The holiday season is fast approaching, and with it, an influx of shoppers. Last year, Americans spent $91.7 billion online between November 1st and December 31st, and this year, online sales are set to exceed in-store sales for the first time. Thankfully, payment tools have finally caught up, allowing retailers to streamline the sales experience, minimize consumer risk, and ultimately turn one-time holiday shoppers into repeat buyers.
Optimize for Omnichannel
It’s no longer just a matter of in-store or online; customers can choose to make a purchase in a browser or an app, with a payment form or a digital wallet… the list goes on. Part of keeping your customers happy — especially when their emotions are running higher than their credit card bills — means allowing them to use their preferred channels, and creating a consistent experience no matter their buyer journey.
Retailers optimizing the payment experience for omnichannel can’t afford to ignore the following:
- Digital wallets: Digital wallets, like Apple Pay and Android Pay, securely store users’ credit card, debit card, or bank account information. This allows consumers to easily authorize payments with one click, rather than entering long card numbers, expiration dates, or CVS codes. Studies have shown a 10% increase in the rate of completed transactions from online shoppers when digital wallets were accepted, proving how a faster checkout process is a win-win for consumers and brands.
- User-friendly payment forms: Mobile commerce is expected to account for nearly 35% of total e-commerce purchases this year. Simple payment forms can help make sure you’re capturing as many sales as possible across all touchpoints. These should match your overall branding and use responsive design, guiding customers seamlessly towards purchase whether they’re shopping online or in-app.

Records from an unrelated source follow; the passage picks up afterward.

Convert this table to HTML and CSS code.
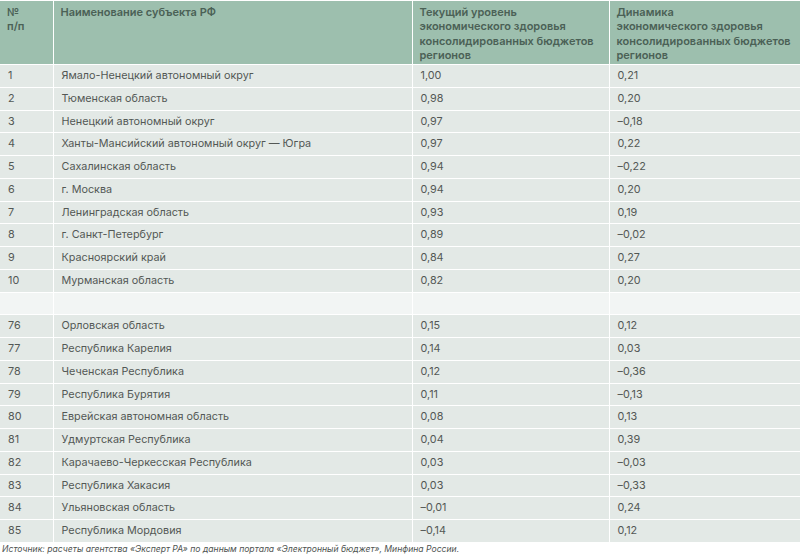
FILE: index.html
```html
<!DOCTYPE html>
<html lang="ru">
<head>
<meta charset="utf-8">
<link rel="stylesheet" href="styles.css">
</head>
<body>
<table class="rating">
  <colgroup>
    <col class="c-num"><col class="c-name"><col class="c-level"><col class="c-dyn">
  </colgroup>
  <thead>
    <tr>
      <th>№<br>п/п</th>
      <th>Наименование субъекта РФ</th>
      <th>Текущий уровень<br>экономического здоровья<br>консолидированных бюджетов<br>регионов</th>
      <th>Динамика<br>экономического здоровья<br>консолидированных бюджетов<br>регионов</th>
    </tr>
  </thead>
  <tbody>
    <tr><td>1</td><td>Ямало-Ненецкий автономный округ</td><td>1,00</td><td>0,21</td></tr>
    <tr><td>2</td><td>Тюменская область</td><td>0,98</td><td>0,20</td></tr>
    <tr><td>3</td><td>Ненецкий автономный округ</td><td>0,97</td><td>–0,18</td></tr>
    <tr><td>4</td><td>Ханты-Мансийский автономный округ — Югра</td><td>0,97</td><td>0,22</td></tr>
    <tr><td>5</td><td>Сахалинская область</td><td>0,94</td><td>–0,22</td></tr>
    <tr><td>6</td><td>г. Москва</td><td>0,94</td><td>0,20</td></tr>
    <tr><td>7</td><td>Ленинградская область</td><td>0,93</td><td>0,19</td></tr>
    <tr><td>8</td><td>г. Санкт-Петербург</td><td>0,89</td><td>–0,02</td></tr>
    <tr><td>9</td><td>Красноярский край</td><td>0,84</td><td>0,27</td></tr>
    <tr><td>10</td><td>Мурманская область</td><td>0,82</td><td>0,20</td></tr>
    <tr class="gap"><td></td><td></td><td></td><td></td></tr>
    <tr><td>76</td><td>Орловская область</td><td>0,15</td><td>0,12</td></tr>
    <tr><td>77</td><td>Республика Карелия</td><td>0,14</td><td>0,03</td></tr>
    <tr><td>78</td><td>Чеченская Республика</td><td>0,12</td><td>–0,36</td></tr>
    <tr><td>79</td><td>Республика Бурятия</td><td>0,11</td><td>–0,13</td></tr>
    <tr><td>80</td><td>Еврейская автономная область</td><td>0,08</td><td>0,13</td></tr>
    <tr><td>81</td><td>Удмуртская Республика</td><td>0,04</td><td>0,39</td></tr>
    <tr><td>82</td><td>Карачаево-Черкесская Республика</td><td>0,03</td><td>–0,03</td></tr>
    <tr><td>83</td><td>Республика Хакасия</td><td>0,03</td><td>–0,33</td></tr>
    <tr><td>84</td><td>Ульяновская область</td><td>–0,01</td><td>0,24</td></tr>
    <tr><td>85</td><td>Республика Мордовия</td><td>–0,14</td><td>0,12</td></tr>
  </tbody>
</table>
<p class="source">Источник: расчеты агентства «Эксперт РА» по данным портала «Электронный бюджет», Минфина России.</p>
</body>
</html>
```

FILE: styles.css
```css
html, body {
  margin: 0;
  padding: 0;
  background: #ffffff;
}

body {
  font-family: Inter, "Noto Sans", "Liberation Sans", sans-serif;
  width: 800px;
}

.rating {
  width: 800px;
  border-collapse: collapse;
  table-layout: fixed;
  margin-top: 1px;
}

.c-num { width: 53px; }
.c-name { width: 359px; }
.c-level { width: 197px; }
.c-dyn { width: 191px; }

.rating th,
.rating td {
  border: 1px solid #ffffff;
  text-align: left;
  vertical-align: top;
}

.rating tr > :first-child { border-left: 0; }
.rating tr > :last-child { border-right: 0; }
.rating thead th { border-top: 0; }

.rating th {
  background: #9dbfae;
  color: #4b6156;
  font-size: 11px;
  font-weight: 600;
  line-height: 14.3px;
  padding: 4px 7px 2px 7px;
  height: 56px;
}

.rating td {
  background: #e3e9e6;
  color: #535855;
  font-size: 10.8px;
  line-height: 14px;
  padding: 4px 7px 3.76px 8px;
  height: 14px;
  white-space: nowrap;
}

.rating tr.gap td {
  background: #f2f5f4;
}

.source {
  margin: 1px 0 0 2px;
  font-size: 8.6px;
  font-style: italic;
  color: #4e5350;
  line-height: 11px;
}
```
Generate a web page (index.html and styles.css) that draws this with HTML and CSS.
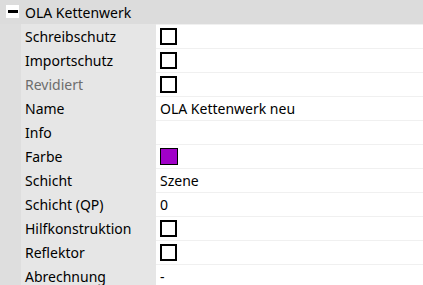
FILE: index.html
```html
<!DOCTYPE html>
<html lang="de">
<head>
    <meta charset="UTF-8">
    <title>Eigenschaften</title>
    <link rel="stylesheet" href="styles.css">
</head>
<body>
    <div class="grid">
        <div class="group">
            <span class="toggle"><span class="minus"></span></span>
            <span class="groupName">OLA Kettenwerk</span>
        </div>
        <div class="row"><div class="gutter"></div><div class="label">Schreibschutz</div><div class="value"><span class="check"></span></div></div>
        <div class="row"><div class="gutter"></div><div class="label">Importschutz</div><div class="value"><span class="check"></span></div></div>
        <div class="row"><div class="gutter"></div><div class="label dim">Revidiert</div><div class="value"><span class="check"></span></div></div>
        <div class="row"><div class="gutter"></div><div class="label">Name</div><div class="value">OLA Kettenwerk neu</div></div>
        <div class="row"><div class="gutter"></div><div class="label">Info</div><div class="value"></div></div>
        <div class="row"><div class="gutter"></div><div class="label">Farbe</div><div class="value"><span class="swatch"></span></div></div>
        <div class="row"><div class="gutter"></div><div class="label">Schicht</div><div class="value">Szene</div></div>
        <div class="row"><div class="gutter"></div><div class="label">Schicht (QP)</div><div class="value">0</div></div>
        <div class="row"><div class="gutter"></div><div class="label">Hilfkonstruktion</div><div class="value"><span class="check"></span></div></div>
        <div class="row"><div class="gutter"></div><div class="label">Reflektor</div><div class="value"><span class="check"></span></div></div>
        <div class="row"><div class="gutter"></div><div class="label">Abrechnung</div><div class="value">-</div></div>
    </div>
</body>
</html>
```

FILE: styles.css
```css
body {
    margin: 0;
    background: #fff;
    font-family: 'Noto Sans', sans-serif;
    font-size: 14px;
    color: #000;
}
.grid {
    width: 423px;
}
.group {
    display: flex;
    align-items: center;
    height: 24px;
    background: #dcdcdc;
}
.toggle {
    display: flex;
    align-items: center;
    justify-content: center;
    width: 13px;
    height: 13px;
    margin: 0 6px 1px 6px;
    background: #fff;
}
.minus {
    width: 10px;
    height: 3px;
    background: #000;
}
.row {
    display: flex;
    height: 24px;
}
.gutter {
    width: 21px;
    background: #dedede;
}
.label {
    display: flex;
    align-items: center;
    width: 131px;
    padding-left: 4px;
    background: #e6e6e6;
}
.dim {
    color: #6d6d6d;
}
.value {
    flex: 1;
    display: flex;
    align-items: center;
    padding-left: 4px;
    border-top: 1px solid #f0f0f0;
}
.check {
    width: 13px;
    height: 13px;
    border: 2px solid #000;
    background: #fff;
}
.swatch {
    width: 16px;
    height: 15px;
    border: 1px solid #000;
    background: #a000c8;
}
```
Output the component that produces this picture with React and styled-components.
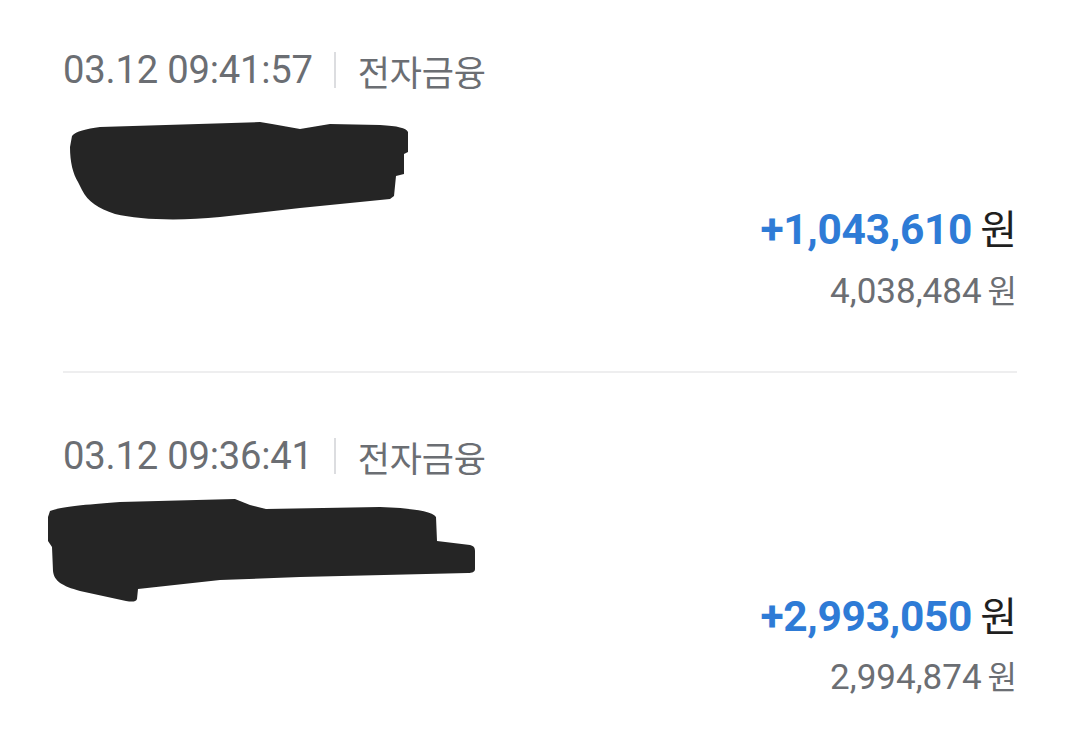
import React from 'react';
import styled, { createGlobalStyle } from 'styled-components';

const GlobalStyle = createGlobalStyle`
  html, body {
    margin: 0;
    padding: 0;
    background: #ffffff;
  }
  body {
    font-family: Roboto, "Noto Sans CJK KR", "Noto Sans", sans-serif;
    -webkit-font-smoothing: antialiased;
  }
`;

const List = styled.div`
  width: 1080px;
  padding: 0 63px;
  box-sizing: border-box;
`;

const Item = styled.div`
  padding: ${props => props.top}px 0 ${props => props.bottom}px;
  border-bottom: ${props => (props.last ? 'none' : '2px solid #eeeeef')};
`;

const Header = styled.div`
  display: flex;
  align-items: center;
  height: 52px;
  font-size: 38.2px;
  color: #6b6e73;
  letter-spacing: -0.2px;
`;

const Divider = styled.span`
  width: 2px;
  height: 36px;
  background: #dcdde0;
  margin: 0 22px 0 21px;
`;

const Category = styled.span`
  font-size: 35px;
  color: #6b6e73;
`;

const Body = styled.div`
  display: flex;
  justify-content: space-between;
  align-items: flex-start;
  margin-top: ${props => props.gap}px;
`;

const Redaction = styled.svg`
  display: block;
  margin-left: ${props => props.shift}px;
  flex-shrink: 0;
`;

const Amounts = styled.div`
  display: flex;
  flex-direction: column;
  align-items: flex-end;
  margin-top: ${props => props.offset}px;
`;

const AmountLine = styled.div`
  display: flex;
  align-items: baseline;
  height: 50px;
  line-height: 50px;
`;

const Change = styled.span`
  font-size: 42.5px;
  font-weight: 700;
  color: #2e7bd6;
  letter-spacing: -0.3px;
`;

const Unit = styled.span`
  font-size: ${props => props.size}px;
  color: ${props => props.color};
  margin-left: ${props => props.gap}px;
`;

const BalanceLine = styled.div`
  display: flex;
  align-items: baseline;
  height: 44px;
  line-height: 44px;
  margin-top: ${props => props.gap}px;
`;

const Balance = styled.span`
  font-size: 35px;
  color: #6b6e73;
`;

const BLOB_FILL = '#252525';

const blobs = [
  {
    box: '68 118 344 102',
    width: 344,
    height: 102,
    shift: 5,
    d: 'M72 134 C76 129 86 127 100 125 L260 120 L272 122 L300 127 L330 122 L380 123 C398 124 406 126 408 130 L408 150 L404 152 L404 172 L396 174 L394 194 L390 197 L300 206 L220 215 C180 219 140 218 115 212 C98 206 88 200 82 188 L78 180 C73 172 70 160 70 145 Z',
  },
  {
    box: '46 496 432 106',
    width: 432,
    height: 106,
    shift: -17,
    d: 'M50 510 C60 506 80 504 120 501 L235 498 L250 504 L266 508 L380 506 C410 507 432 510 436 516 L437 540 L470 544 C474 545 475 547 475 550 L475 568 C475 571 472 572 468 572 L300 576 L220 579 L138 588 L137 598 C136 601 132 601 126 600 L80 590 C62 585 54 580 53 570 L52 546 L48 540 L48 516 Z',
  },
];

const entries = [
  {
    time: '03.12 09:41:57',
    category: '전자금융',
    change: '+1,043,610',
    balance: '4,038,484',
    top: 44,
    bottom: 57,
    gap: 24,
    offset: 85,
    subGap: 15,
  },
  {
    time: '03.12 09:36:41',
    category: '전자금융',
    change: '+2,993,050',
    balance: '2,994,874',
    top: 57,
    bottom: 40,
    gap: 15,
    offset: 95,
    subGap: 14,
  },
];

const App = () => {
  return (
    <>
      <GlobalStyle />
      <List>
        {entries.map((entry, i) => {
          const blob = blobs[i];
          return (
            <Item key={entry.time} top={entry.top} bottom={entry.bottom} last={i === entries.length - 1}>
              <Header>
                {entry.time}
                <Divider />
                <Category>{entry.category}</Category>
              </Header>
              <Body gap={entry.gap}>
                <Redaction
                  shift={blob.shift}
                  width={blob.width}
                  height={blob.height}
                  viewBox={blob.box}
                >
                  <path d={blob.d} fill={BLOB_FILL} />
                </Redaction>
                <Amounts offset={entry.offset}>
                  <AmountLine>
                    <Change>{entry.change}</Change>
                    <Unit size={40} color="#1f1f1f" gap={8}>원</Unit>
                  </AmountLine>
                  <BalanceLine gap={entry.subGap}>
                    <Balance>{entry.balance}</Balance>
                    <Unit size={32} color="#6b6e73" gap={6}>원</Unit>
                  </BalanceLine>
                </Amounts>
              </Body>
            </Item>
          );
        })}
      </List>
    </>
  );
};

export default App;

Anticipate Fraud Vulnerabilities
‘Tis the season. Due to increased traffic over the holidays, retailers are particularly vulnerable to everything from carding and transaction-based fraud to identity theft and security breaches. The NRF estimates that fraudulent returns cost American retailers over $2 billion dollars each holiday season.
The best defense is to have strong fraud prevention tools in place in time for the holidays. Some of these solutions — like address verification services (AVS) and card verification values (CVV) — are table stakes. Many payment processors also offer tokenization, a method of encrypting sensitive customer data to reduce the impact of a data breach.
Here are some more tools to consider this season:
- Velocity limits: defining limits that automatically flag a fraud risk if the value or frequency of transactions is above a predetermined level. If your largest order is usually around $5,000 and a purchase goes through for $20,000, chances are it’s fraudulent.
- IP filtering: using a filter to block transactions from an IP address that was previously used to carry out fraud. This way, you won’t get burned by the same card twice.
- Risk thresholds: establishing criteria to assign a risk score to each transaction so that you can quickly catch transactions that are potentially fraudulent, like those originating out of country.
These tools can minimize risk and reduce the number of lost sales from transactions that are incorrectly flagged as fraudulent.
Whether it’s to add payment channels or combat fraud, a payment processor can help you prepare for the holidays. Don’t just survive the holidays — end Q4 on a high note and keep those profits rolling into the New Year.